Dr. Brian Christy, chair of the physics department, has seen that female students are more comfortable working collaboratively in class. They are “comfortable in sharing and distributing the work,” he said.
In fact, it’s a big part of what Notre Dame believes helps women to persevere in the STEM majors and careers. In many cases, professors serve as mentors, but professional women are ideal.
That’s why, according to Dr. Christy, the science and math departments are partnering with the office of alumnae and alumni relations to connect students with working graduates of the University. They hosted a networking breakfast on campus and encouraged alums to consider connecting with students. Studies indicate that true success for women in STEM goes beyond the practical and experiential learning in their field.
Dr. Franklin notes that Notre Dame programs help students to “achieve academic goals while also having real world experiences that will help them succeed both professionally and personally.”
Part of that comes from exposure to the liberal arts and the “can do” culture of Notre Dame. Dr. Franklin added that “we also know that there is a professional culture out there in STEM fields where women have to prove themselves.”
To prepare women not only to prepare but to persist in STEM fields, Notre Dame has been granted funds from the National Science Foundation (NSF).
NSF Scholarships in STEM or (S-STEM) have a specific focus on supporting students with limited financial means, as well as to provide expanded opportunities for students from underrepresented communities. The S-STEM program’s activities have included career and student success workshops, both in group and individual settings, as well as an array of academic trips and research opportunities. Students traveled to academic conferences and participated in tours of NASA/Goddard Space Flight Center and the National Cryptologic Museum. Scholars regularly met with mentors for guidance in academics and career planning. In the final year of the program, scholars completed a research project on a STEM topic of their choice.
NSF awards are highly-competitive and to be awarded one shows a superior level of confidence in Notre Dame’s ability to successfully propel women into these challenging and in-demand fields.
Dr.
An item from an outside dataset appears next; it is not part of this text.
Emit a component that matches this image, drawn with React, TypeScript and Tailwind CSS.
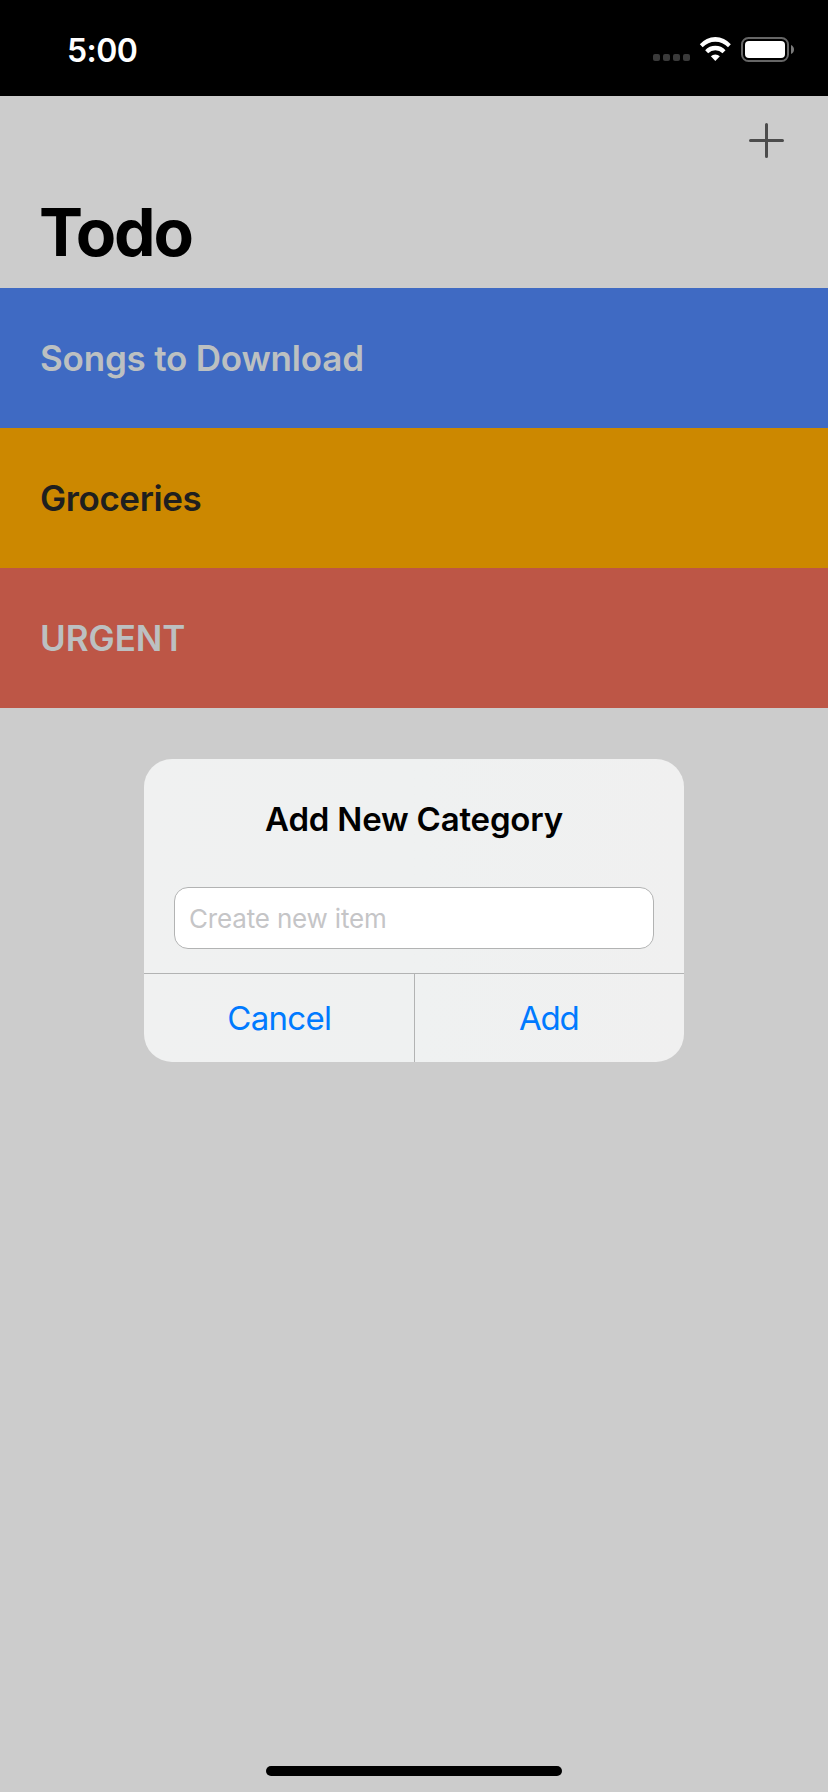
import type { ReactNode } from 'react';

type Category = { name: string; row: string; label: string };

const categories: Category[] = [
  { name: 'Songs to Download', row: 'bg-[#3f6ac3]', label: 'text-[#bcc0c1] tracking-[-0.2px]' },
  { name: 'Groceries', row: 'bg-[#cc8800]', label: 'text-[#1f1f1f] tracking-[-0.42px]' },
  { name: 'URGENT', row: 'bg-[#bd5646]', label: 'text-[#bcc0c1] tracking-[-0.05px]' },
];

function WifiIcon() {
  return (
    <svg className="ml-[9px] h-[26px] w-[33px]" viewBox="177 48 99 78" fill="#fff" aria-hidden="true">
      <path d="M179.500 73 A60 60 0 0 1 272.500 73 L264 82 A51 51 0 0 0 188 82 Z" />
      <path d="M195.500 91 A40 40 0 0 1 256.500 91 L247.500 100 A30 30 0 0 0 204.500 100 Z" />
      <path d="M212.500 109 A19 19 0 0 1 239.500 109 L226 123 Z" />
    </svg>
  );
}

function BatteryIcon() {
  return (
    <svg className="ml-[9px] h-[26px] w-[54px]" viewBox="0 0 54 26" aria-hidden="true">
      <rect x="1" y="2" width="46" height="23" rx="6.500" fill="none" stroke="#666" strokeWidth="2" />
      <rect x="4" y="5" width="40" height="17" rx="4" fill="#fff" />
      <path d="M50 9 Q53 10.500 53 13.500 Q53 16.500 50 18 Z" fill="#7a7a7a" />
    </svg>
  );
}

function StatusBar() {
  return (
    <header className="flex h-24 shrink-0 items-start justify-between bg-black pl-[67px] pr-[33px]">
      <time className="mt-[31px] text-[32px] font-semibold leading-10 tracking-[-0.6px] text-white">5:00</time>
      <div className="mt-9 flex items-start">
        <div className="mt-[18px] flex gap-[3px]">
          {[0, 1, 2, 3].map((dot) => (
            <span key={dot} className="size-[7px] rounded-[2px] bg-[#3a3a3a]" />
          ))}
        </div>
        <WifiIcon />
        <BatteryIcon />
      </div>
    </header>
  );
}

function DialogButton({ children }: { children: ReactNode }) {
  return (
    <button type="button" className="flex-1 text-[33px] font-normal leading-none text-[#007aff]">
      {children}
    </button>
  );
}

function AddCategoryDialog() {
  return (
    <section
      role="dialog"
      aria-label="Add New Category"
      className="mx-auto mt-[51px] flex h-[303px] w-[540px] shrink-0 flex-col overflow-hidden rounded-[28px] bg-linear-to-r from-[#f0f1f1] via-[#eff1f1] to-[#f0f0f0]"
    >
      <h2 className="mt-10 text-center text-[33px] font-semibold leading-10 tracking-[-0.2px] text-black">
        Add New Category
      </h2>
      <input
        type="text"
        placeholder="Create new item"
        className="mx-[30px] mt-12 h-[62px] rounded-[14px] border border-[#b2b3b3] bg-white px-[14px] text-[26px] tracking-[-0.17px] outline-none placeholder:text-[#c5c5c7]"
      />
      <div className="mt-6 flex flex-1 divide-x divide-[#b2b3b3] border-t border-[#b2b3b3]">
        <DialogButton>
          <span className="pl-px tracking-[-0.7px]">Cancel</span>
        </DialogButton>
        <DialogButton>
          <span className="pr-px tracking-[-1.2px]">Add</span>
        </DialogButton>
      </div>
    </section>
  );
}

export default function App() {
  return (
    <div className="flex h-[1792px] w-[828px] flex-col overflow-hidden bg-[#cccccc] font-[Inter,sans-serif]">
      <StatusBar />
      <nav className="flex h-[88px] shrink-0 items-start justify-end pr-11 pt-[27px]">
        <button type="button" aria-label="Add category">
          <svg className="block size-[35px]" viewBox="0 0 35 35" stroke="#4c4c4c" strokeWidth="3" strokeLinecap="round" aria-hidden="true">
            <path d="M17.500 1.500 V33.500 M1.500 17.500 H33.500" />
          </svg>
        </button>
      </nav>
      <h1 className="h-[104px] shrink-0 pl-[39px] pt-2 text-[66px] font-bold leading-[80px] tracking-[-2.2px] text-black">Todo</h1>
      <ul className="shrink-0">
        {categories.map(({ name, row, label }) => (
          <li key={name} className={`flex h-[140px] items-center pl-10 ${row}`}>
            <span className={`text-[35px] font-semibold leading-10 ${label}`}>{name}</span>
          </li>
        ))}
      </ul>
      <AddCategoryDialog />
      <div className="mx-auto mb-4 mt-auto h-[10px] w-[296px] shrink-0 rounded-full bg-black" />
    </div>
  );
}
Franklin said this kind of affirmation underscores the impact of Notre Dame. “We believe that we can make a difference at a time when the attrition in the engineering field is still significant for women.” This involves helping students find mentors, and professors helping students to prepare for the rigors of the field in a supportive environment.
Dr. Yam emphasizes how valuable Notre Dame alumnae can be to help current students succeed. “I cannot speak strongly enough about engaging successful graduates in mentoring roles.”
Chevonne Bowen ’20 agrees, “I really do feel it’s good for young girls to have mentors.”
And, it is not just NDMU’s alumnae, or professors taking on the role of mentor. Undergraduates like Bowen and Sarah Hasnain ’19 are becoming positive role models for younger students.
Hasnain established a campus chapter of the Society of Women Engineers in her first semester at Notre Dame. She described her goal to “foster a support system and serve as a bridge between academia and industry for students pursuing careers in STEM fields.”
She serves as president and Bowen is vice president. The group already has about 10 campus members and access to conferences and networking opportunitiesthat they never had previously.
They follow the tradition of the venerable SSNDs honored in the lobby of the Knott Science Building, who never second guessed their ability to be scientists, and to help and inspire other women to follow in their footsteps.